- **WHAT THE TASK REQUIRES**:
Please return the full listing below without altering anything.

- **MATERIAL**:

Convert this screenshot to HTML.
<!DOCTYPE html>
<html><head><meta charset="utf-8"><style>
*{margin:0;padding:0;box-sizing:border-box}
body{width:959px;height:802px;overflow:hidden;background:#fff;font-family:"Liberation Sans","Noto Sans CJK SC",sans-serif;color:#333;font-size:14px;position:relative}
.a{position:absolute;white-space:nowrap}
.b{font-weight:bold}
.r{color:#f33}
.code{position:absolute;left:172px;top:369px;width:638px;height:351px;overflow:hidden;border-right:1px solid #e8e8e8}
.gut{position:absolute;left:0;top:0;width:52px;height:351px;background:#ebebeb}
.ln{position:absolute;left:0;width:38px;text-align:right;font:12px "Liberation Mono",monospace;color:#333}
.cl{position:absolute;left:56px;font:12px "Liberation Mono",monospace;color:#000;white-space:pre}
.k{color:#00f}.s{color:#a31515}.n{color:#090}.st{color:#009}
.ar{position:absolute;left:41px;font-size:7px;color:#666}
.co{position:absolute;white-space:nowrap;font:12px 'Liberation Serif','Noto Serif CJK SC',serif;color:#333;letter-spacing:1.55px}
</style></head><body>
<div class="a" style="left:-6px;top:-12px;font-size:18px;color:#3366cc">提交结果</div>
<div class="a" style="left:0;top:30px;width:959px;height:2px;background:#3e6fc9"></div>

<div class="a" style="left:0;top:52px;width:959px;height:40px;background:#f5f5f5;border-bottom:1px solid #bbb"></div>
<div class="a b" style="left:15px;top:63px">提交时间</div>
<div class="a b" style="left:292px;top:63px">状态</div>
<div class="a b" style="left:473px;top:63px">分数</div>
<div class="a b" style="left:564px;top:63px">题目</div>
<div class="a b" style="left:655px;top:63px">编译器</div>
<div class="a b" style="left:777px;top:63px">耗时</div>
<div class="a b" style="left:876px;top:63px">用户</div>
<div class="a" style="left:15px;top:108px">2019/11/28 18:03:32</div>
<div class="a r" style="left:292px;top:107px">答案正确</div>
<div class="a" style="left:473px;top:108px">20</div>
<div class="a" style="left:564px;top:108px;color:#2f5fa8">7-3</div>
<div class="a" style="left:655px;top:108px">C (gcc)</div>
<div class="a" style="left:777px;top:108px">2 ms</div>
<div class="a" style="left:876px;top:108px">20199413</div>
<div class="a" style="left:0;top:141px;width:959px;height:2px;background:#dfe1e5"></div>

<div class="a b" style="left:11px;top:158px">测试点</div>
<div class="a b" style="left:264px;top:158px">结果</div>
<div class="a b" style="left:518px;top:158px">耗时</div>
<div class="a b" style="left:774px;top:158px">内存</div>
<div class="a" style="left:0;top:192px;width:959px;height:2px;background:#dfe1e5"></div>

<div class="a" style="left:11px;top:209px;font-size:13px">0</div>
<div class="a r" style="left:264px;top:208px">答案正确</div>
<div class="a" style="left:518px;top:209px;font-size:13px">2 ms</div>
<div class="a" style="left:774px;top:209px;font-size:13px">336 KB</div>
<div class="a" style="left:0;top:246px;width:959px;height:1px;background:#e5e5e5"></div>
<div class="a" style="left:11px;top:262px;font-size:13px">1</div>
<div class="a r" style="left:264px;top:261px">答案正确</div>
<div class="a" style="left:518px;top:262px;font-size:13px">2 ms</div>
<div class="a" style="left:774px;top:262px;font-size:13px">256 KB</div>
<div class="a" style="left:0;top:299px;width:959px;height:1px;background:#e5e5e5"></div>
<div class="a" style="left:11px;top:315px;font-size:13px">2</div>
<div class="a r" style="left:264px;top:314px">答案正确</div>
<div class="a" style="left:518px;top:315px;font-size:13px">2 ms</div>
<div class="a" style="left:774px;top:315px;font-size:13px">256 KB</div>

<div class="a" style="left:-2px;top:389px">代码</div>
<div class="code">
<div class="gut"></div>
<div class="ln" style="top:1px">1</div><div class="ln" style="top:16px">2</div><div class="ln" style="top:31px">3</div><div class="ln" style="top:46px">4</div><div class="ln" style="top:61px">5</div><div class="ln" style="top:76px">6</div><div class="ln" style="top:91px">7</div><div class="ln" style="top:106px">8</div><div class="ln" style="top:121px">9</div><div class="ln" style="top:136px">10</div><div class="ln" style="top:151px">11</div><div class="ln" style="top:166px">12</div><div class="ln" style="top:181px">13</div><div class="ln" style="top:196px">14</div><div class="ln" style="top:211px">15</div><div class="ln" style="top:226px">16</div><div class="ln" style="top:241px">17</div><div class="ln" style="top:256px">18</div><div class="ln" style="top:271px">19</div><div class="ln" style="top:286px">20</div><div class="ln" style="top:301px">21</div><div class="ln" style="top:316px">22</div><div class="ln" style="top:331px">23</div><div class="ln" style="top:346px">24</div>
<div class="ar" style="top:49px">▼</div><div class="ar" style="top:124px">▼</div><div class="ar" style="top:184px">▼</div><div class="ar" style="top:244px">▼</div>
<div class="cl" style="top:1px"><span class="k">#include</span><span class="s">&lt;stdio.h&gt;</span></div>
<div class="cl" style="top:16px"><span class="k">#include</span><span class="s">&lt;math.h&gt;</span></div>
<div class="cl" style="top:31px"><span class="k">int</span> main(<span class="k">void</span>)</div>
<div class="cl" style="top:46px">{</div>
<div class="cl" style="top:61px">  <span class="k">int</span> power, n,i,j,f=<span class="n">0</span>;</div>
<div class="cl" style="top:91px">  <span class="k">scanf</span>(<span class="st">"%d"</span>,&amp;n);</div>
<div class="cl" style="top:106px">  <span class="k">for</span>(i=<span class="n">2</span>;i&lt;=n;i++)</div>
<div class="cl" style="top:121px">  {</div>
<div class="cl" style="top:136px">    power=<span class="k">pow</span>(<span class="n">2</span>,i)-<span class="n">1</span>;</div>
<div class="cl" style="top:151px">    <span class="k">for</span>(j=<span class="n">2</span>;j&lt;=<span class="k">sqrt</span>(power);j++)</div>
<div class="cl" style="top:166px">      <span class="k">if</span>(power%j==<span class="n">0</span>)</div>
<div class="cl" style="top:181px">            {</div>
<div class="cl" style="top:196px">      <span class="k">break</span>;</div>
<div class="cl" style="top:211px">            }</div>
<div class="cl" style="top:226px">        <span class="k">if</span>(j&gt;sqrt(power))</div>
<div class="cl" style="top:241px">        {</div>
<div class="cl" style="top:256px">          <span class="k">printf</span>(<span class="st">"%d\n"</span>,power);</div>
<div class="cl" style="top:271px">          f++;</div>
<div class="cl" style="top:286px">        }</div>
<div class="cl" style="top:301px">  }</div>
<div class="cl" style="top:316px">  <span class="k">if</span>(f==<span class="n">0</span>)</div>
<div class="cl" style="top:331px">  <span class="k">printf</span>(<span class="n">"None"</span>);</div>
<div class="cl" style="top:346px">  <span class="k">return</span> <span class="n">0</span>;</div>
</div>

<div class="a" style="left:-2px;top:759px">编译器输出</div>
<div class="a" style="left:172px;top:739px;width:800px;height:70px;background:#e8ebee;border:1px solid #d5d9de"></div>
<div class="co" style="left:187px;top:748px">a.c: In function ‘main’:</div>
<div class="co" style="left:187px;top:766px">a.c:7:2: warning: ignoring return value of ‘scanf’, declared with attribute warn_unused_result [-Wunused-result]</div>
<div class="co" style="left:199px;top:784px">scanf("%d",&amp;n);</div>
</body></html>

- **EXERCISE RESULT**:
Convert this screenshot to HTML.
<!DOCTYPE html>
<html><head><meta charset="utf-8"><style>
*{margin:0;padding:0;box-sizing:border-box}
body{width:959px;height:802px;overflow:hidden;background:#fff;font-family:"Liberation Sans","Noto Sans CJK SC",sans-serif;color:#333;font-size:14px;position:relative}
.a{position:absolute;white-space:nowrap}
.b{font-weight:bold}
.r{color:#f33}
.code{position:absolute;left:172px;top:369px;width:638px;height:351px;overflow:hidden;border-right:1px solid #e8e8e8}
.gut{position:absolute;left:0;top:0;width:52px;height:351px;background:#ebebeb}
.ln{position:absolute;left:0;width:38px;text-align:right;font:12px "Liberation Mono",monospace;color:#333}
.cl{position:absolute;left:56px;font:12px "Liberation Mono",monospace;color:#000;white-space:pre}
.k{color:#00f}.s{color:#a31515}.n{color:#090}.st{color:#009}
.ar{position:absolute;left:41px;font-size:7px;color:#666}
.co{position:absolute;white-space:nowrap;font:12px 'Liberation Serif','Noto Serif CJK SC',serif;color:#333;letter-spacing:1.55px}
</style></head><body>
<div class="a" style="left:-6px;top:-12px;font-size:18px;color:#3366cc">提交结果</div>
<div class="a" style="left:0;top:30px;width:959px;height:2px;background:#3e6fc9"></div>

<div class="a" style="left:0;top:52px;width:959px;height:40px;background:#f5f5f5;border-bottom:1px solid #bbb"></div>
<div class="a b" style="left:15px;top:63px">提交时间</div>
<div class="a b" style="left:292px;top:63px">状态</div>
<div class="a b" style="left:473px;top:63px">分数</div>
<div class="a b" style="left:564px;top:63px">题目</div>
<div class="a b" style="left:655px;top:63px">编译器</div>
<div class="a b" style="left:777px;top:63px">耗时</div>
<div class="a b" style="left:876px;top:63px">用户</div>
<div class="a" style="left:15px;top:108px">2019/11/28 18:03:32</div>
<div class="a r" style="left:292px;top:107px">答案正确</div>
<div class="a" style="left:473px;top:108px">20</div>
<div class="a" style="left:564px;top:108px;color:#2f5fa8">7-3</div>
<div class="a" style="left:655px;top:108px">C (gcc)</div>
<div class="a" style="left:777px;top:108px">2 ms</div>
<div class="a" style="left:876px;top:108px">20199413</div>
<div class="a" style="left:0;top:141px;width:959px;height:2px;background:#dfe1e5"></div>

<div class="a b" style="left:11px;top:158px">测试点</div>
<div class="a b" style="left:264px;top:158px">结果</div>
<div class="a b" style="left:518px;top:158px">耗时</div>
<div class="a b" style="left:774px;top:158px">内存</div>
<div class="a" style="left:0;top:192px;width:959px;height:2px;background:#dfe1e5"></div>

<div class="a" style="left:11px;top:209px;font-size:13px">0</div>
<div class="a r" style="left:264px;top:208px">答案正确</div>
<div class="a" style="left:518px;top:209px;font-size:13px">2 ms</div>
<div class="a" style="left:774px;top:209px;font-size:13px">336 KB</div>
<div class="a" style="left:0;top:246px;width:959px;height:1px;background:#e5e5e5"></div>
<div class="a" style="left:11px;top:262px;font-size:13px">1</div>
<div class="a r" style="left:264px;top:261px">答案正确</div>
<div class="a" style="left:518px;top:262px;font-size:13px">2 ms</div>
<div class="a" style="left:774px;top:262px;font-size:13px">256 KB</div>
<div class="a" style="left:0;top:299px;width:959px;height:1px;background:#e5e5e5"></div>
<div class="a" style="left:11px;top:315px;font-size:13px">2</div>
<div class="a r" style="left:264px;top:314px">答案正确</div>
<div class="a" style="left:518px;top:315px;font-size:13px">2 ms</div>
<div class="a" style="left:774px;top:315px;font-size:13px">256 KB</div>

<div class="a" style="left:-2px;top:389px">代码</div>
<div class="code">
<div class="gut"></div>
<div class="ln" style="top:1px">1</div><div class="ln" style="top:16px">2</div><div class="ln" style="top:31px">3</div><div class="ln" style="top:46px">4</div><div class="ln" style="top:61px">5</div><div class="ln" style="top:76px">6</div><div class="ln" style="top:91px">7</div><div class="ln" style="top:106px">8</div><div class="ln" style="top:121px">9</div><div class="ln" style="top:136px">10</div><div class="ln" style="top:151px">11</div><div class="ln" style="top:166px">12</div><div class="ln" style="top:181px">13</div><div class="ln" style="top:196px">14</div><div class="ln" style="top:211px">15</div><div class="ln" style="top:226px">16</div><div class="ln" style="top:241px">17</div><div class="ln" style="top:256px">18</div><div class="ln" style="top:271px">19</div><div class="ln" style="top:286px">20</div><div class="ln" style="top:301px">21</div><div class="ln" style="top:316px">22</div><div class="ln" style="top:331px">23</div><div class="ln" style="top:346px">24</div>
<div class="ar" style="top:49px">▼</div><div class="ar" style="top:124px">▼</div><div class="ar" style="top:184px">▼</div><div class="ar" style="top:244px">▼</div>
<div class="cl" style="top:1px"><span class="k">#include</span><span class="s">&lt;stdio.h&gt;</span></div>
<div class="cl" style="top:16px"><span class="k">#include</span><span class="s">&lt;math.h&gt;</span></div>
<div class="cl" style="top:31px"><span class="k">int</span> main(<span class="k">void</span>)</div>
<div class="cl" style="top:46px">{</div>
<div class="cl" style="top:61px">  <span class="k">int</span> power, n,i,j,f=<span class="n">0</span>;</div>
<div class="cl" style="top:91px">  <span class="k">scanf</span>(<span class="st">"%d"</span>,&amp;n);</div>
<div class="cl" style="top:106px">  <span class="k">for</span>(i=<span class="n">2</span>;i&lt;=n;i++)</div>
<div class="cl" style="top:121px">  {</div>
<div class="cl" style="top:136px">    power=<span class="k">pow</span>(<span class="n">2</span>,i)-<span class="n">1</span>;</div>
<div class="cl" style="top:151px">    <span class="k">for</span>(j=<span class="n">2</span>;j&lt;=<span class="k">sqrt</span>(power);j++)</div>
<div class="cl" style="top:166px">      <span class="k">if</span>(power%j==<span class="n">0</span>)</div>
<div class="cl" style="top:181px">            {</div>
<div class="cl" style="top:196px">      <span class="k">break</span>;</div>
<div class="cl" style="top:211px">            }</div>
<div class="cl" style="top:226px">        <span class="k">if</span>(j&gt;sqrt(power))</div>
<div class="cl" style="top:241px">        {</div>
<div class="cl" style="top:256px">          <span class="k">printf</span>(<span class="st">"%d\n"</span>,power);</div>
<div class="cl" style="top:271px">          f++;</div>
<div class="cl" style="top:286px">        }</div>
<div class="cl" style="top:301px">  }</div>
<div class="cl" style="top:316px">  <span class="k">if</span>(f==<span class="n">0</span>)</div>
<div class="cl" style="top:331px">  <span class="k">printf</span>(<span class="n">"None"</span>);</div>
<div class="cl" style="top:346px">  <span class="k">return</span> <span class="n">0</span>;</div>
</div>

<div class="a" style="left:-2px;top:759px">编译器输出</div>
<div class="a" style="left:172px;top:739px;width:800px;height:70px;background:#e8ebee;border:1px solid #d5d9de"></div>
<div class="co" style="left:187px;top:748px">a.c: In function ‘main’:</div>
<div class="co" style="left:187px;top:766px">a.c:7:2: warning: ignoring return value of ‘scanf’, declared with attribute warn_unused_result [-Wunused-result]</div>
<div class="co" style="left:199px;top:784px">scanf("%d",&amp;n);</div>
</body></html>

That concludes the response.